TASK TO COMPLETE:
In the data below, locate each line with the word "React" and list it.

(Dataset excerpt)

■ ■ ■ ■ ■

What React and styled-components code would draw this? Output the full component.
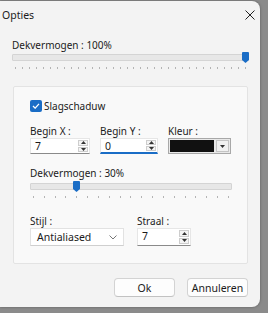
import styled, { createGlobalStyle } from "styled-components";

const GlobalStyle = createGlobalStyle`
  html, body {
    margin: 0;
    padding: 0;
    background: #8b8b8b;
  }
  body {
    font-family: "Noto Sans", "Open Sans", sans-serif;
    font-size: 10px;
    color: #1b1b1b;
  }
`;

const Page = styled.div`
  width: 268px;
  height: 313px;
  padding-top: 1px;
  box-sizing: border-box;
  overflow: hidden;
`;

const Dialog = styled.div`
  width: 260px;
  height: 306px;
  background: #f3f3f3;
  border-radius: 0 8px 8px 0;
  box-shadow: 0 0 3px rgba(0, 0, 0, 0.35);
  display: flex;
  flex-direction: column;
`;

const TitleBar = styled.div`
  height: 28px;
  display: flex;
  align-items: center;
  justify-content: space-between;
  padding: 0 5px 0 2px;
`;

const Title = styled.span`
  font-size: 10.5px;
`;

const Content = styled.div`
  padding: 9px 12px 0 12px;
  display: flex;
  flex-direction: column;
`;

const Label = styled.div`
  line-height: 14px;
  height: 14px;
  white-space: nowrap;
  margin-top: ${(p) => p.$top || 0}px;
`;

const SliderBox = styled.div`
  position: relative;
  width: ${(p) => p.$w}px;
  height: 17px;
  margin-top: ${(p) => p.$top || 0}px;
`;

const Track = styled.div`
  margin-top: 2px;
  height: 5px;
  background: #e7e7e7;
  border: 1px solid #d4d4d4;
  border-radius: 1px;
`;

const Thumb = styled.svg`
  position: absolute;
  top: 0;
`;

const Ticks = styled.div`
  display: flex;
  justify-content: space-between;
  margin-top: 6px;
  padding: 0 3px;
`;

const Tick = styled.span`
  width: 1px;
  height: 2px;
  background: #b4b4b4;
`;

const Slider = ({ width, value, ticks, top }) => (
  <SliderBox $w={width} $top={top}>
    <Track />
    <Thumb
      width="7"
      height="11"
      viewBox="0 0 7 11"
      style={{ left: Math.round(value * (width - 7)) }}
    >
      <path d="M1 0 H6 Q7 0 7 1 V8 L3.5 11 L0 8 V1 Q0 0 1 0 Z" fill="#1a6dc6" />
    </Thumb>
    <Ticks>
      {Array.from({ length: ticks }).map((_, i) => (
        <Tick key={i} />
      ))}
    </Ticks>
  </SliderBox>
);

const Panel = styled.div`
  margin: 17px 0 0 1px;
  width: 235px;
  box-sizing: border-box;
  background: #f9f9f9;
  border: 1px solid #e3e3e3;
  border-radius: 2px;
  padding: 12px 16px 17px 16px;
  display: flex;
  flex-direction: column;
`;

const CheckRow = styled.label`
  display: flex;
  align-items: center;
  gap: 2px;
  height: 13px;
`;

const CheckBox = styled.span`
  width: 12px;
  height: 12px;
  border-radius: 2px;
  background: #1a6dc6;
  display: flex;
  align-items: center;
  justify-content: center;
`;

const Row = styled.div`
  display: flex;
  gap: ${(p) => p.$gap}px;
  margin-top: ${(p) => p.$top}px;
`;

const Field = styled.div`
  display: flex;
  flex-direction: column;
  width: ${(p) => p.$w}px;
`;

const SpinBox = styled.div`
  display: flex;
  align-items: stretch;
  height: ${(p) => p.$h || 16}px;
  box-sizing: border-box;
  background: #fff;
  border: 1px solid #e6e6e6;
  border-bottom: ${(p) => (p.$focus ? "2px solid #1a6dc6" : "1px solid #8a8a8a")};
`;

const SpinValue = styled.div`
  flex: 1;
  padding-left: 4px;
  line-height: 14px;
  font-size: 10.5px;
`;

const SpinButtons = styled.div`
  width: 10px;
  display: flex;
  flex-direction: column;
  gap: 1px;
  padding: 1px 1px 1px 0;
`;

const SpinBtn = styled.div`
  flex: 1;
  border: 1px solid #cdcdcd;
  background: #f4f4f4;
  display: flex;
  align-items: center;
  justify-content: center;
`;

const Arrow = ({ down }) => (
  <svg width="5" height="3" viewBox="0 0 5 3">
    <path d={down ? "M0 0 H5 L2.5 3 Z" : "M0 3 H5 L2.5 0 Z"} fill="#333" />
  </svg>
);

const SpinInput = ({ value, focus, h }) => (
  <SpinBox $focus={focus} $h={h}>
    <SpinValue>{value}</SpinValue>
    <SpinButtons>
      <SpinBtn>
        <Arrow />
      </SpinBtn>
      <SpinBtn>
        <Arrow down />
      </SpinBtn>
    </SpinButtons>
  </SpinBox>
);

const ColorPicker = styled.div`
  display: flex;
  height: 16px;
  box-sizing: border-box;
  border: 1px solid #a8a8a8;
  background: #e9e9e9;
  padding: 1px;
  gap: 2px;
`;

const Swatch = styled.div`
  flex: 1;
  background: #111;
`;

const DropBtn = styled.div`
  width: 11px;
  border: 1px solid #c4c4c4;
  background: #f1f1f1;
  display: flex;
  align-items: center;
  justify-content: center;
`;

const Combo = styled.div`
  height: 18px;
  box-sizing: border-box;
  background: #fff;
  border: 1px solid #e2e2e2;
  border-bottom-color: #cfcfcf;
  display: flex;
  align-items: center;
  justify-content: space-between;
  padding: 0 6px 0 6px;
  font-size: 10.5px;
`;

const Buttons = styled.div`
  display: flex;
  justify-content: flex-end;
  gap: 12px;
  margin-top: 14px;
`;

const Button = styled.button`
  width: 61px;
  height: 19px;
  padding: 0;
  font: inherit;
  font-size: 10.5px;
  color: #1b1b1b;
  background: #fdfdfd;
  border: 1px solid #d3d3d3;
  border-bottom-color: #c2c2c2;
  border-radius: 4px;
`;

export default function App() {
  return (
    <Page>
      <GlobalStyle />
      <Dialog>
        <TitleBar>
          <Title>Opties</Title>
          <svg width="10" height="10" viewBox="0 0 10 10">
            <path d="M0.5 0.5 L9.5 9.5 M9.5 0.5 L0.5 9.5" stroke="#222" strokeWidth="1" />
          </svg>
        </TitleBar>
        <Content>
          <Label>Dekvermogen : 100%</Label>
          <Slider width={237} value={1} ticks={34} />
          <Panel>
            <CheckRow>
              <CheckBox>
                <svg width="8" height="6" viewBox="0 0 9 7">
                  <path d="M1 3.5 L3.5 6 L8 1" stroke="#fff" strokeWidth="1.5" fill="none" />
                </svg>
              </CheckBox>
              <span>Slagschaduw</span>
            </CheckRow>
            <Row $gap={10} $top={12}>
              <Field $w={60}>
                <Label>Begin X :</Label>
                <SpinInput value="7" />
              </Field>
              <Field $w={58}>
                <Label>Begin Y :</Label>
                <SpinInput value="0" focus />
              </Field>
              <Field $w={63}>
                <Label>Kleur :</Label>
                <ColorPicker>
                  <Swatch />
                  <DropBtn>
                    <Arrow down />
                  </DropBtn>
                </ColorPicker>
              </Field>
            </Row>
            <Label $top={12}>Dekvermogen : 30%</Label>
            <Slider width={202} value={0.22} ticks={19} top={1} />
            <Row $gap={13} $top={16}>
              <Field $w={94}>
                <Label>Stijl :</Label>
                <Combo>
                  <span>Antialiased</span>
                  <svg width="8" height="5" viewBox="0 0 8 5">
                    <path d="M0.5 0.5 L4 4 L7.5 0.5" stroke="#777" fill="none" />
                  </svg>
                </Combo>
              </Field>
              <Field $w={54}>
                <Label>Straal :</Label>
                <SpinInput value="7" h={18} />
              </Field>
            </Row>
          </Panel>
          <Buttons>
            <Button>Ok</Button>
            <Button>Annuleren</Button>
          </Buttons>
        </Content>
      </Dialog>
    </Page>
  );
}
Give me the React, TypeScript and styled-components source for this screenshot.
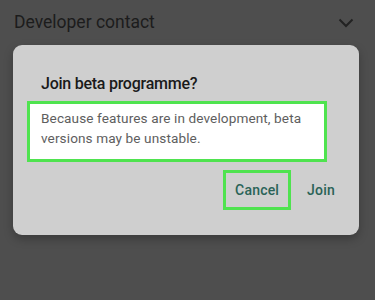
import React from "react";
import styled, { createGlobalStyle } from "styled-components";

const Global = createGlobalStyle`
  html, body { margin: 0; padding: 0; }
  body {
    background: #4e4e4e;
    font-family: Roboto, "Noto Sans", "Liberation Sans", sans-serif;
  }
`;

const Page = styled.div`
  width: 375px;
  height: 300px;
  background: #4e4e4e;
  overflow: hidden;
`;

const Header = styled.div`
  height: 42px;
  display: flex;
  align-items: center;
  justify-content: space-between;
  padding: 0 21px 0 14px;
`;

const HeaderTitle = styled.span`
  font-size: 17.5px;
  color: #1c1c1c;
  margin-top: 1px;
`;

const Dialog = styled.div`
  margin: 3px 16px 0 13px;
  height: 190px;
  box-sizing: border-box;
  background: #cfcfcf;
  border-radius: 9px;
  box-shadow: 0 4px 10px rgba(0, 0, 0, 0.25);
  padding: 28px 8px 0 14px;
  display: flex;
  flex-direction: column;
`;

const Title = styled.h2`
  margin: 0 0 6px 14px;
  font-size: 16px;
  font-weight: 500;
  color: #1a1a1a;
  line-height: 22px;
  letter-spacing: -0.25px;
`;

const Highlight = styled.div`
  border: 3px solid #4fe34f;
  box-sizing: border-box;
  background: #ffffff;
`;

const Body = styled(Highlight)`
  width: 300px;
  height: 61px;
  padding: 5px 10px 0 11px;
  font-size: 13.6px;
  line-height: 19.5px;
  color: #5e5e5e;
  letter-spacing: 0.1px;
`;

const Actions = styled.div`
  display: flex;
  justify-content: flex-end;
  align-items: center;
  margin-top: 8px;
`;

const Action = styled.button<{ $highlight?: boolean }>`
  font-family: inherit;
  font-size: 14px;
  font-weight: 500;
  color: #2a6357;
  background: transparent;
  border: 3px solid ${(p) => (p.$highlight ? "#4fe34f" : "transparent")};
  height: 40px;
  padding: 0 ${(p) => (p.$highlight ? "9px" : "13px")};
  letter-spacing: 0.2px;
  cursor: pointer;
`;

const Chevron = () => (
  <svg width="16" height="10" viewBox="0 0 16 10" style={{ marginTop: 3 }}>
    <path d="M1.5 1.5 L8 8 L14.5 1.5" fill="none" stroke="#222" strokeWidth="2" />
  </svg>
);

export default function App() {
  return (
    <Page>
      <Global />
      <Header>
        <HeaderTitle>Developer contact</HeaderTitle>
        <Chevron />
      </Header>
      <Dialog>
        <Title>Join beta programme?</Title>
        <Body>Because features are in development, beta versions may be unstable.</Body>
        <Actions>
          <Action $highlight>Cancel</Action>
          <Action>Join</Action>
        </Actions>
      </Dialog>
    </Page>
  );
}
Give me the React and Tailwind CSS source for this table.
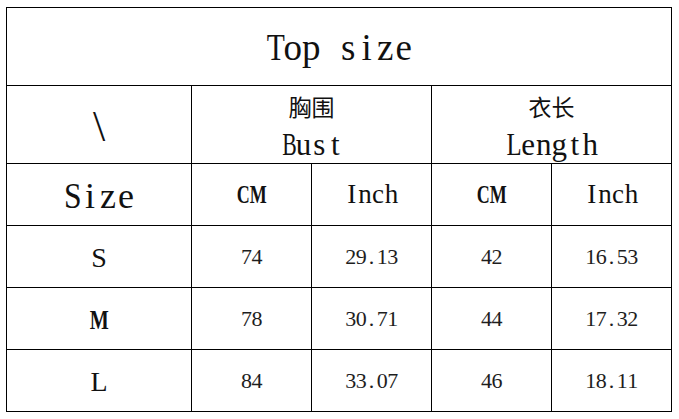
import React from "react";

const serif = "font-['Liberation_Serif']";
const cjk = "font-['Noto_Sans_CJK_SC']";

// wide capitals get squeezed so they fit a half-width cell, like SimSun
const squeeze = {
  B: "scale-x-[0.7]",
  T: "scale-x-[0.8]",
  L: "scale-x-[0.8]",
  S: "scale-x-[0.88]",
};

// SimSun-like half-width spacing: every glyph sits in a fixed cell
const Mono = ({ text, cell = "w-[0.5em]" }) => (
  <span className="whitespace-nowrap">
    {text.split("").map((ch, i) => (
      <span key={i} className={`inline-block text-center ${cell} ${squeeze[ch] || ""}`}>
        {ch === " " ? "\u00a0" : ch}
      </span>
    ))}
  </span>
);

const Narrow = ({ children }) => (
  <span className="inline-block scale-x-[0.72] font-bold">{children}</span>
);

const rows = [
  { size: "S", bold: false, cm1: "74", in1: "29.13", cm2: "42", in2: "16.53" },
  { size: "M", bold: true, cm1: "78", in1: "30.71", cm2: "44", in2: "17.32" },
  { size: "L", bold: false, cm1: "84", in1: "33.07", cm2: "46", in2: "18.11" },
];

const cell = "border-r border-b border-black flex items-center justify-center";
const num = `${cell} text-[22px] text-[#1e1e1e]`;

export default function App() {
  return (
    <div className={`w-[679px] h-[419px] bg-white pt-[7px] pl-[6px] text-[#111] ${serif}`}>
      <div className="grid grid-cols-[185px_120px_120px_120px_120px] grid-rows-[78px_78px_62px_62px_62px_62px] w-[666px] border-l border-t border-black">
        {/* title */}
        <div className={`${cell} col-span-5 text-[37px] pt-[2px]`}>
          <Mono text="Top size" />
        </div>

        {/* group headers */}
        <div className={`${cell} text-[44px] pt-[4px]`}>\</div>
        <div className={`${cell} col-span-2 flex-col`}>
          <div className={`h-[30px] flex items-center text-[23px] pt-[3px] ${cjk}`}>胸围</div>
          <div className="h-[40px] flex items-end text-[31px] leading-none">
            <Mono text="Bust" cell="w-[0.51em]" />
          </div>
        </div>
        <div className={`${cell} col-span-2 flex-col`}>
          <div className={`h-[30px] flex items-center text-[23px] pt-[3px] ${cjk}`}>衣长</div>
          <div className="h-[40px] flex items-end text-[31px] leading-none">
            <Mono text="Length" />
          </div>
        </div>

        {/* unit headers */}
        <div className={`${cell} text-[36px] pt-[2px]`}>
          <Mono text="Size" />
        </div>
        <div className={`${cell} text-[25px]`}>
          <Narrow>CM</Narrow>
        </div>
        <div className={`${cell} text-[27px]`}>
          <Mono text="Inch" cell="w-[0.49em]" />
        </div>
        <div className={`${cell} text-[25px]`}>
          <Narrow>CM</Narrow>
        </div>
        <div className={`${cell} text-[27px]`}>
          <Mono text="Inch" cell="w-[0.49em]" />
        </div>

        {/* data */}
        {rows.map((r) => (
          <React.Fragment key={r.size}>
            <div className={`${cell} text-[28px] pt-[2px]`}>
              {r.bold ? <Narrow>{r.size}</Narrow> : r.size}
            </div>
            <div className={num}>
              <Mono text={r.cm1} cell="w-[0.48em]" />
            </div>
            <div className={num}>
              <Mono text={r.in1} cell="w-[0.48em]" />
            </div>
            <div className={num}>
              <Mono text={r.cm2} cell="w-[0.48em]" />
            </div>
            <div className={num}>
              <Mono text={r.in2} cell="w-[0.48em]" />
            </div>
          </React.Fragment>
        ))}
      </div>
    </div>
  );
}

■ ■ ■ ■ ■

THE COMPLETED TASK:
What React and styled-components code would draw this? Output the full component.
Give me the React, TypeScript and styled-components source for this screenshot.
import React from "react";
Give me the React and Tailwind CSS source for this table.
import React from "react";
          <React.Fragment key={r.size}>
          </React.Fragment>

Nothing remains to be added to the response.